Local variables in kernel

Dear all,

I am a bit unsure about the use of local variables inside a kernel. Does the code below look ok or would there be a conflict between the local variables
and the threads, e.g. a race condition? I would appreciate your advice, even if it is just “it is ok”.

Many thanks!

float real1, imag1, real2, imag2;

int id = threadIdx.x + blockDim.x * blockIdx.x;
    real1 = d_realtcsf[id];
    imag1 = d_imagtcsf[id];
    real2 = d_realcftab[id];
    imag2 = d_imagcftab[id];
    d_realtcsf[id] = real1 * real2 - imag1 * imag2;
    d_imagtcsf[id] = real1 * imag2 + imag1 * real2;

here d_realtcsf and d_imagtcsf are in global memory which is none cached

so each thread needs to access the device memory, it is serial and will take about 500 clock cycle each without coalescing


if(id<nelements), this causes a branching which u don’t wanted. try not to use threadID in any flow control instruction in a warp

Many thanks! Still learning, so appreciate any help. I’ve tried to omit the if(id<nelements) but then get zeroes everywhere.

You seem to indicate that the code could be made even faster and I would appreciate how this could be done.

I was thinking about using shared memory but to allocate this inside a kernel the array size needs to be declared as a constant which I cannot

do. The array sizes vary as they are taken as input from an input file.

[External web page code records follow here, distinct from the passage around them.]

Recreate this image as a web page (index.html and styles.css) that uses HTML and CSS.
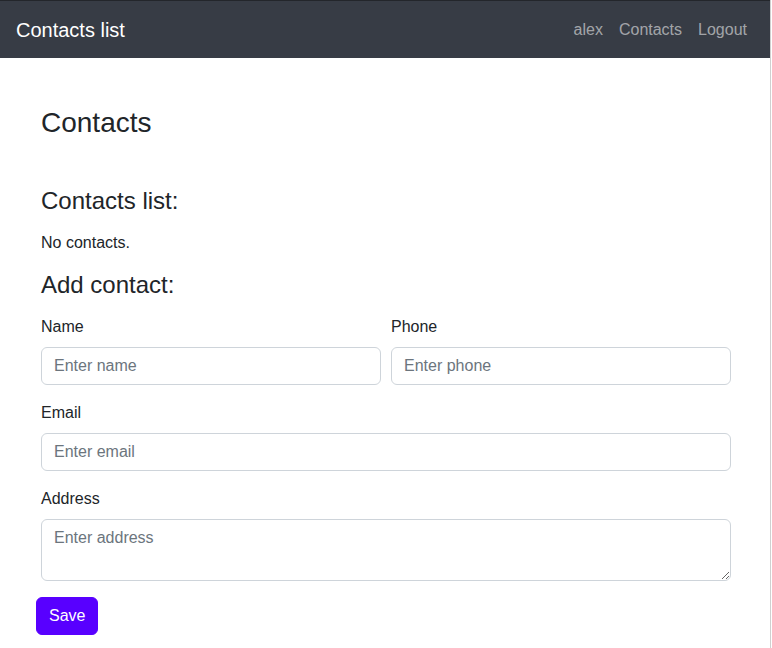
FILE: index.html
```html
<!DOCTYPE html>
<html lang="en">
<head>
<meta charset="utf-8">
<title>Contacts list</title>
<link rel="stylesheet" href="styles.css">
</head>
<body>
<div class="page">
  <nav class="navbar">
    <a class="brand" href="#">Contacts list</a>
    <ul class="nav">
      <li><a href="#">alex</a></li>
      <li><a href="#">Contacts</a></li>
      <li><a href="#">Logout</a></li>
    </ul>
  </nav>
  <main class="main">
    <h2 class="title">Contacts</h2>
    <h4 class="section">Contacts list:</h4>
    <p class="empty">No contacts.</p>
    <h4 class="section add">Add contact:</h4>
    <form class="form">
      <div class="row">
        <div class="field">
          <label class="label">Name</label>
          <input class="control" type="text" placeholder="Enter name">
        </div>
        <div class="field">
          <label class="label">Phone</label>
          <input class="control" type="text" placeholder="Enter phone">
        </div>
      </div>
      <div class="field">
        <label class="label">Email</label>
        <input class="control" type="email" placeholder="Enter email">
      </div>
      <div class="field">
        <label class="label">Address</label>
        <textarea class="control area" placeholder="Enter address"></textarea>
      </div>
      <button class="btn" type="button">Save</button>
    </form>
  </main>
</div>
</body>
</html>
```
FILE: styles.css
```css
* { box-sizing: border-box; }
html, body { margin: 0; padding: 0; background: #fff; }
body {
  font-family: "Liberation Sans", Arial, sans-serif;
  font-size: 16px;
  line-height: 1.5;
  color: #212529;
}
.page {
  width: 771px;
  min-height: 648px;
  border-right: 1px solid #d0d0d0;
}
.navbar {
  height: 58px;
  border-top: 1px solid #23262b;
  background: #373c45;
  display: flex;
  align-items: center;
  justify-content: space-between;
  padding: 0 15px 0 16px;
}
.brand {
  color: #fff;
  text-decoration: none;
  font-size: 20px;
  line-height: 30px;
}
.nav {
  list-style: none;
  margin: 0;
  padding: 0;
  display: flex;
}
.nav a {
  display: block;
  padding: 8px 8px;
  color: rgba(255,255,255,0.55);
  text-decoration: none;
  font-size: 16px;
}
.main {
  padding: 0 36px;
  width: 772px;
}
.title {
  font-size: 28px;
  font-weight: 500;
  line-height: 1.2;
  margin: 48px 0 0 5px;
}
.section {
  font-size: 24px;
  font-weight: 500;
  line-height: 1.2;
  margin: 47px 0 0 5px;
}
.empty {
  margin: 16px 0 0 5px;
}
.section.add {
  margin-top: 16px;
}
.form {
  margin-top: 15px;
  width: 700px;
}
.row {
  display: flex;
}
.row .field { flex: 1; }
.field {
  padding: 0 5px;
  margin-bottom: 16px;
}
.label {
  display: block;
  margin-bottom: 8px;
}
.control {
  display: block;
  width: 100%;
  height: 38px;
  padding: 6px 12px;
  font-family: inherit;
  font-size: 16px;
  line-height: 1.5;
  color: #212529;
  background: #fff;
  border: 1px solid #ced4da;
  border-radius: 6px;
}
.control::placeholder { color: #6c757d; opacity: 1; }
.area {
  height: 62px;
  resize: vertical;
}
.btn {
  display: inline-block;
  padding: 6px 12px;
  font-family: inherit;
  font-size: 16px;
  line-height: 1.5;
  color: #fff;
  background: #5800ff;
  border: 1px solid #5800ff;
  border-radius: 6px;
}
```
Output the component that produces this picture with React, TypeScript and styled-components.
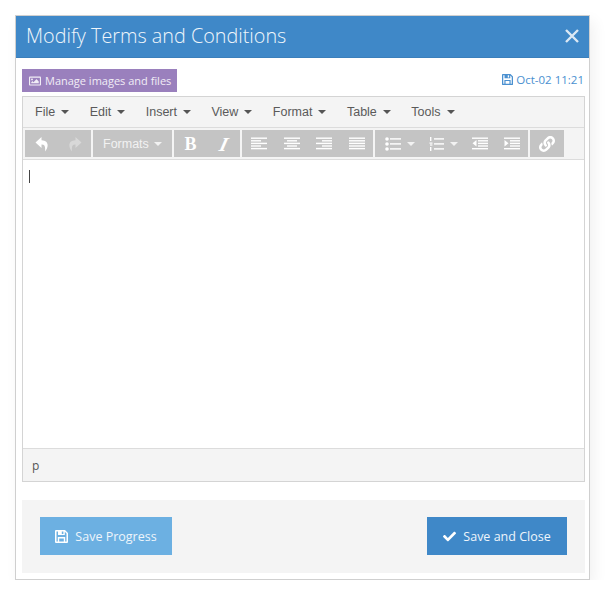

Would you or anyone else be happy to perhaps show with an equivalent code sample how this could be made even faster?

What I got now already is more than 30 times faster than the CPU equivalent.

Many thanks!

There’s really nothing wrong with an if statement like you have, which cuts off threads that extend past the array boundary. (This is quite common when your data size is not divisible by a good block size.) You obviously don’t want a huge number of unused threads, but a warp or two isn’t going to kill your performance, especially since this is memory bandwidth-bound code.

Also, you don’t need any __syncthreads() at the end of this code. That is only used to avoid shared memory race conditions when you have threads reading shared memory locations after other threads write to them. (And that’s basically it. It protects you from no other race conditions!)